The Syrian army will recapture Aleppo from rebel forces within 10 days, a senior commander in charge of the five-week military offensive on the commercial capital told AFP on Monday.
The city would fall once Saif al-Dawla, one of the two "toughest" neighbourhoods, was conquered as the other, Salaheddin, had already been seized back from the "terrorists" concentrated in the two areas, the general said.
"They are the most difficult given the urban geography. After that other parts will be easier to take," he said on condition of anonymity.
The general said that about 3,000 government troops were involved in the fight against about 7,000 "terrorists," a term used by regime officials to describe the rebels.

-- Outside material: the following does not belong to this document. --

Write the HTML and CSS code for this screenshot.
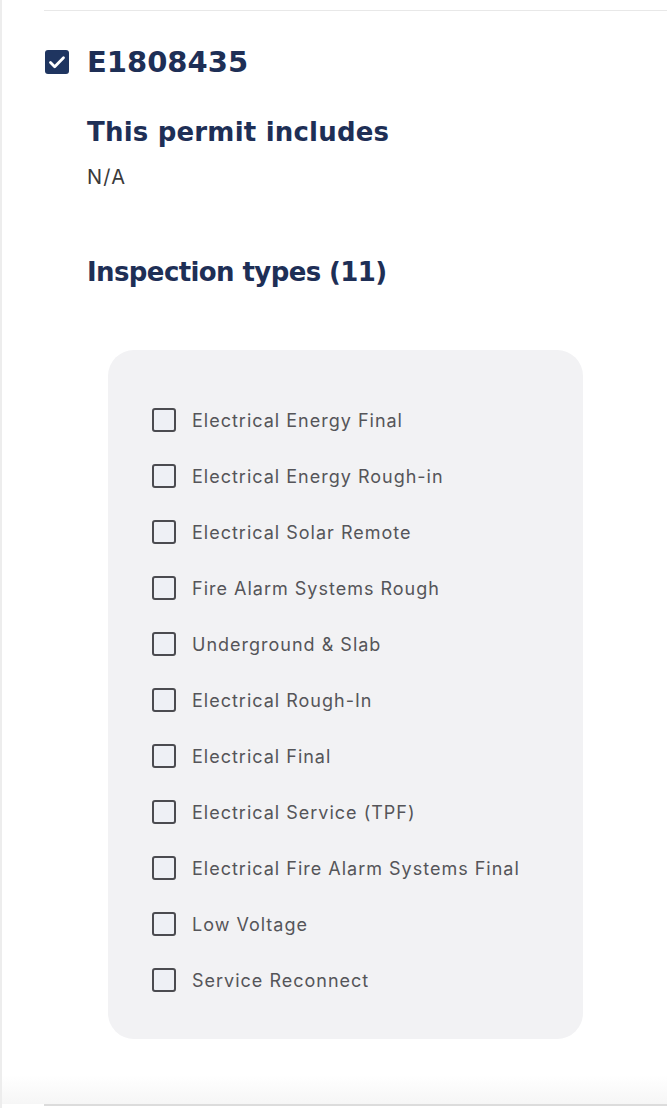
FILE: index.html
```html
<!DOCTYPE html>
<html lang="en">

<head>
    <meta charset="UTF-8" />
    <meta name="viewport" content="width=device-width, initial-scale=1.0" />
    <title>Permit E1808435</title>
    <link rel="stylesheet" href="styles.css">
</head>

<body>
    <div class="page">
        <div class="rule-top"></div>

        <div class="permit">
            <!-- 许可证标题 -->
            <div class="permit-head">
                <span class="check checked">
                    <svg viewBox="0 0 24 24" width="24" height="24">
                        <path d="M5.5 12.5l4.2 4.2L18.5 7.8" fill="none" stroke="#fff" stroke-width="2.8"
                            stroke-linecap="round" stroke-linejoin="round" />
                    </svg>
                </span>
                <h1 class="permit-no">E1808435</h1>
            </div>

            <div class="permit-body">
                <h2 class="sub-title">This permit includes</h2>
                <p class="includes">N/A</p>

                <h2 class="sub-title types-title">Inspection types (11)</h2>

                <ul class="types">
                    <li><span class="check"></span>Electrical Energy Final</li>
                    <li><span class="check"></span>Electrical Energy Rough-in</li>
                    <li><span class="check"></span>Electrical Solar Remote</li>
                    <li><span class="check"></span>Fire Alarm Systems Rough</li>
                    <li><span class="check"></span>Underground &amp; Slab</li>
                    <li><span class="check"></span>Electrical Rough-In</li>
                    <li><span class="check"></span>Electrical Final</li>
                    <li><span class="check"></span>Electrical Service (TPF)</li>
                    <li><span class="check"></span>Electrical Fire Alarm Systems Final</li>
                    <li><span class="check"></span>Low Voltage</li>
                    <li><span class="check"></span>Service Reconnect</li>
                </ul>
            </div>
        </div>

        <div class="bottom-shade"></div>
        <div class="rule-bottom"></div>
    </div>
</body>

</html>
```

FILE: styles.css
```css
* {
    margin: 0;
    padding: 0;
    box-sizing: border-box;
}

ul {
    list-style: none;
}

body {
    background: #fff;
    font-family: Inter, "Noto Sans", sans-serif;
    color: #1e2f56;
}

.page {
    width: 667px;
    height: 1108px;
    border-left: 2px solid #ededed;
    overflow: hidden;
}

.rule-top {
    margin-left: 42px;
    height: 11px;
    border-bottom: 1px solid #e8e8e8;
}

.permit {
    padding-left: 43px;
}

.permit-head {
    display: flex;
    align-items: center;
    gap: 18px;
    height: 40px;
    margin-top: 31px;
}

.check {
    width: 24px;
    height: 24px;
    flex: none;
    border: 2px solid #4b4b50;
    border-radius: 3px;
    background: #eef0f5;
    display: flex;
    align-items: center;
    justify-content: center;
}

.check.checked {
    border: none;
    background: #1f3560;
}

.permit-no {
    font-family: "DejaVu Sans", Inter, sans-serif;
    font-size: 29px;
    font-weight: 700;
}

.permit-body {
    padding-left: 42px;
}

.sub-title {
    font-family: "DejaVu Sans", Inter, sans-serif;
    font-size: 26px;
    font-weight: 700;
    line-height: 32px;
    margin-top: 34px;
    letter-spacing: 0.2px;
}

.includes {
    margin-top: 16px;
    font-size: 20px;
    line-height: 26px;
    color: #3a3a3a;
    letter-spacing: 1.2px;
}

.types-title {
    margin-top: 66px;
    letter-spacing: -0.6px;
}

.types {
    margin: 62px 0 0 21px;
    width: 475px;
    height: 689px;
    padding: 42px 0 0 44px;
    background: #f2f2f4;
    border-radius: 26px;
}

.types li {
    height: 56px;
    display: flex;
    align-items: center;
    gap: 16px;
    font-size: 18px;
    color: #555559;
    letter-spacing: 1px;
}

.bottom-shade {
    margin-top: 36px;
    height: 29px;
    background: linear-gradient(#fff, #f6f6f6);
}

.rule-bottom {
    margin-left: 42px;
    height: 3px;
    border-top: 2px solid #dcdcdc;
    background: #fff;
}
```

He added that 2,000 rebels had been killed since the start of the assault on Aleppo at the start of August.
The rebels had on July 20 opened a new front in the Syrian conflict by launching an attack on the city before the army dislodged them from several sectors, including Salaheddin, one of their main strongholds.
"Salaheddin has been totally under the control of the military since August 9," said the commander of a unit from the south of the country that is part of the offensive.

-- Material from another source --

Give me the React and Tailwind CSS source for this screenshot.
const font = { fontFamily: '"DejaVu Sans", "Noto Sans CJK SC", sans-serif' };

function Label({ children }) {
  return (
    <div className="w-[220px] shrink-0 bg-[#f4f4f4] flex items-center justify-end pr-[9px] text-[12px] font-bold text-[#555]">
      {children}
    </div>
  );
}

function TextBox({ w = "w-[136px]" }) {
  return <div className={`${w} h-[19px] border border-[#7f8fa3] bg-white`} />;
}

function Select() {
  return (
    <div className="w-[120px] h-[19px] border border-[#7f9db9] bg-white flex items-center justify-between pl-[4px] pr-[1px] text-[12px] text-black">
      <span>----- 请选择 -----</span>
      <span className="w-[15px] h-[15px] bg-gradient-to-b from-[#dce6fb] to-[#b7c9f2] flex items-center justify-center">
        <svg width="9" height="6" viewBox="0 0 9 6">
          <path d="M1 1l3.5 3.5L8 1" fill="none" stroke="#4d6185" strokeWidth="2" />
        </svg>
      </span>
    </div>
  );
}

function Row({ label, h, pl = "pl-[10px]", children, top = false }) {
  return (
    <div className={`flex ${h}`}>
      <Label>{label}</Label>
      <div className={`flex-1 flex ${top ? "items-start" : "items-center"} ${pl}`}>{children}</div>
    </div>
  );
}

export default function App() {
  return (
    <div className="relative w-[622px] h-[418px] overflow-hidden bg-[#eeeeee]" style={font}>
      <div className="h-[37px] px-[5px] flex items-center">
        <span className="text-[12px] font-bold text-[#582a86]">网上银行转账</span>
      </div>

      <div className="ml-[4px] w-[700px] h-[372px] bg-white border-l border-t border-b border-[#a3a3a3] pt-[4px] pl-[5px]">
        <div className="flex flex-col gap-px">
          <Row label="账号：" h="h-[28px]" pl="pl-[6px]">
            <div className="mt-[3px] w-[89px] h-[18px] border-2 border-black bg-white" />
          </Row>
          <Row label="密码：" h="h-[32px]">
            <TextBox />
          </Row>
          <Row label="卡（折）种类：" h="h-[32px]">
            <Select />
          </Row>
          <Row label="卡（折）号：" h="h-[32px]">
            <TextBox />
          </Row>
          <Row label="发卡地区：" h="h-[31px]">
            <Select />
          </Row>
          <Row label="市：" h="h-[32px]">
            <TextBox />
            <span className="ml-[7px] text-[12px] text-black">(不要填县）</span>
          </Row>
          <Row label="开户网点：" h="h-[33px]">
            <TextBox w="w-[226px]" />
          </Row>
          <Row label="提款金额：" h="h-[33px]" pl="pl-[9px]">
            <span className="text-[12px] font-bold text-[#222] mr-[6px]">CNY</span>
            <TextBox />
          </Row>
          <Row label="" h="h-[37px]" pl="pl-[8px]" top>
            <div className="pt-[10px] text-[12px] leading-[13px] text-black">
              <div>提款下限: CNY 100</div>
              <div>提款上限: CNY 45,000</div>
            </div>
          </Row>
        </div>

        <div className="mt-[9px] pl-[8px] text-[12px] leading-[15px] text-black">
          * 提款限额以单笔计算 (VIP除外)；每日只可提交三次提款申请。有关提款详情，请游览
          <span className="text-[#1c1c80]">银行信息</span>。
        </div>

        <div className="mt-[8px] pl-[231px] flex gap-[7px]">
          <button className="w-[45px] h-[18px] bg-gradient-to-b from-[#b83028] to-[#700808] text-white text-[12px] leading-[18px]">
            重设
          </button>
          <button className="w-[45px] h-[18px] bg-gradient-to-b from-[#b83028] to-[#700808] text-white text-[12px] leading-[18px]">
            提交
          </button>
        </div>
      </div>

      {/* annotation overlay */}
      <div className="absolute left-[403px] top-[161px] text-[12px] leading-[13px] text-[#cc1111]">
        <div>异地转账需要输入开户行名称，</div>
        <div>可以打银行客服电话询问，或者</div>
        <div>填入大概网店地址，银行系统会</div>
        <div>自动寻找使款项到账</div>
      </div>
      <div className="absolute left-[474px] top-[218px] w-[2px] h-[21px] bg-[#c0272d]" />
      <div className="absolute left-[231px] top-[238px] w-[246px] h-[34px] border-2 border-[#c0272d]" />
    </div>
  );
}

AFP journalists who were able to go with the army to Salaheddin found that the neighbourhood was effectively under the control of the government forces.
Under dangling electricity cables, volunteers from civil defence groups helped police to remove bodies from the streets and put them into bags.

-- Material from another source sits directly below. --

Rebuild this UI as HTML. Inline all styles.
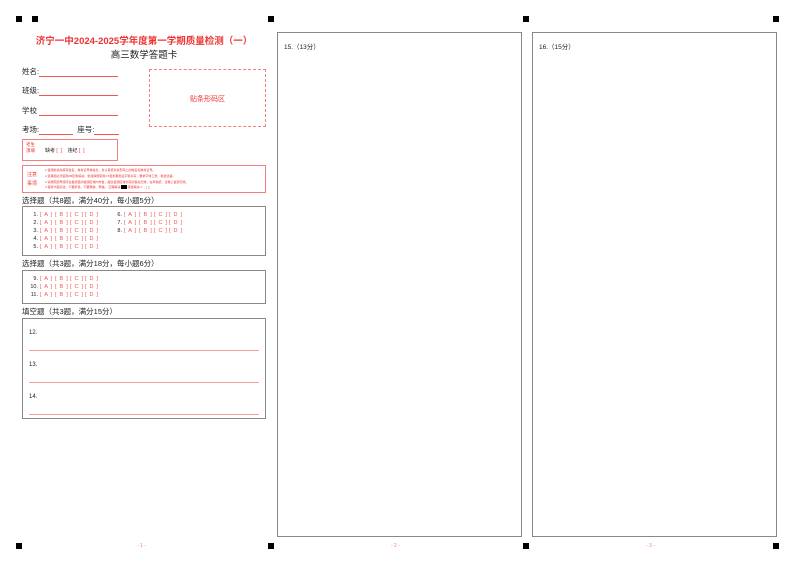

But fighting continued in Saif al-Dawla, a suburb that resembled a ghost town.
"We control the top of Saif al-Dawla. It will be easy to conquer the rest," another colonel said on condition of anonymity, as widespread destruction of the district was clearly evident.
The commander in charge of the operations also said that the army controlled the upper area and declared that the operation in the district would be complete in two days.
Six bodies were seen lying on the ground, while cars riddled with bullet holes were scattered in the streets amid the strong stench of death.
Syria has been engulfed by violence that activists say has killed more than 26,000 people since an uprising broke out against the regime of President Bashar al-Assad in March last year.